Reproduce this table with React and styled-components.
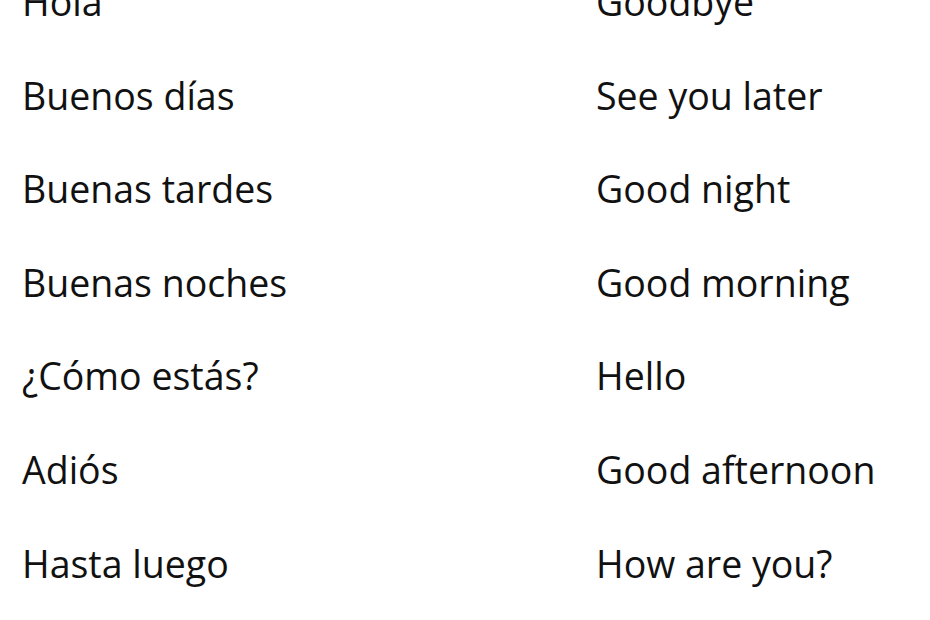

• • •

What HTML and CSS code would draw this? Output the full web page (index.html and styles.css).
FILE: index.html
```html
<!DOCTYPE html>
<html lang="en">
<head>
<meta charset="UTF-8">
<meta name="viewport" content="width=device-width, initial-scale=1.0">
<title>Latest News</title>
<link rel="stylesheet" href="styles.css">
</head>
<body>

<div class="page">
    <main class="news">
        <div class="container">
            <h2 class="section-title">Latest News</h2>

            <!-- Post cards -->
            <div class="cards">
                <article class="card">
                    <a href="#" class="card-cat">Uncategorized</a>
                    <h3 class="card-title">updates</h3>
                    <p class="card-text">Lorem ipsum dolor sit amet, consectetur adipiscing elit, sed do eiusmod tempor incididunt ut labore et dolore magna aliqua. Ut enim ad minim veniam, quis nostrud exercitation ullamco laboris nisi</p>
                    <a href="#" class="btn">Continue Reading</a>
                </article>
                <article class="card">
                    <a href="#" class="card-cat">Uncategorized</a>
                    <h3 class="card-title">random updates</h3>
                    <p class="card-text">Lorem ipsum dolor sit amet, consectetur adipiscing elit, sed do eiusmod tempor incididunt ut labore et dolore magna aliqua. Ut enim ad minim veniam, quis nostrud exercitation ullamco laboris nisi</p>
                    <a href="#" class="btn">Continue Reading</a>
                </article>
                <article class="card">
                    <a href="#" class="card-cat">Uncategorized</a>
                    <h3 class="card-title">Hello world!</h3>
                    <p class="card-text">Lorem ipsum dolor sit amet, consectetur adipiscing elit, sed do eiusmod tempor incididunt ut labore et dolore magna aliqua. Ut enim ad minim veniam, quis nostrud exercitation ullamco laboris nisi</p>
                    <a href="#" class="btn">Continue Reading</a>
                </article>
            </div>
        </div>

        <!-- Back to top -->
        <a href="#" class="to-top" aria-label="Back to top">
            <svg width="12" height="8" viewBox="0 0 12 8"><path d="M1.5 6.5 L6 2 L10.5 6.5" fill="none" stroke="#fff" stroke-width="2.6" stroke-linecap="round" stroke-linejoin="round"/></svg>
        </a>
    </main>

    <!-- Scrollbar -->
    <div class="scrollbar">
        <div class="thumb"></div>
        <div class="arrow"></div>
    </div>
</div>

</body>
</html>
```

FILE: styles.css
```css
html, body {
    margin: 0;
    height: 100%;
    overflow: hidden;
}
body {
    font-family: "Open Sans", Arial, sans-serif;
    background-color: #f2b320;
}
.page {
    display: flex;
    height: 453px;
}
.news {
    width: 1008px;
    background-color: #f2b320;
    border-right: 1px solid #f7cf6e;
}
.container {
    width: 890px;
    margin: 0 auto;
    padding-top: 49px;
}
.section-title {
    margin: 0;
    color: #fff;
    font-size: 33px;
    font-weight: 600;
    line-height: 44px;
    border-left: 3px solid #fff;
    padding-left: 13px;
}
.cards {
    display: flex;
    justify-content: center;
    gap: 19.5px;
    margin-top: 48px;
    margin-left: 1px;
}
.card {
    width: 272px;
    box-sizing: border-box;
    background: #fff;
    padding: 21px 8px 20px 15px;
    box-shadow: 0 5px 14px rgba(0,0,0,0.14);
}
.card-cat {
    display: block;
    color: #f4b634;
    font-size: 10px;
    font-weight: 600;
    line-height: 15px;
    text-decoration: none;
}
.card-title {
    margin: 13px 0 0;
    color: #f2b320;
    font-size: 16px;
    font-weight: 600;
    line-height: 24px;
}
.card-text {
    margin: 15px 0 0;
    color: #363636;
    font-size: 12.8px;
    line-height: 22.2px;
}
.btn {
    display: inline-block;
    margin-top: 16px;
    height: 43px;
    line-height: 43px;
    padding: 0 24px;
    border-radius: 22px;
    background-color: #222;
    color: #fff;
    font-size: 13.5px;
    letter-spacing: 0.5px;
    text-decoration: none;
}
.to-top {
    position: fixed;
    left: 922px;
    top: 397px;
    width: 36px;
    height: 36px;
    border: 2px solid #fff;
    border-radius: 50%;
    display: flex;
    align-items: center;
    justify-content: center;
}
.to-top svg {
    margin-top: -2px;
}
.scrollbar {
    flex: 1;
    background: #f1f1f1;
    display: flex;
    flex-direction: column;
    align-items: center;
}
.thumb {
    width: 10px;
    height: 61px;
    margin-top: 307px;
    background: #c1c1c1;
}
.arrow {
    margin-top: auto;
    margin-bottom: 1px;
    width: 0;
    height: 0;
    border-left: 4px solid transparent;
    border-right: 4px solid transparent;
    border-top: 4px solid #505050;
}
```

• • •

Note each line of the entries that has "page" in it, and copy those lines.

What HTML and CSS code would draw this? Output the full web page (index.html and styles.css).
<div class="page">
.page {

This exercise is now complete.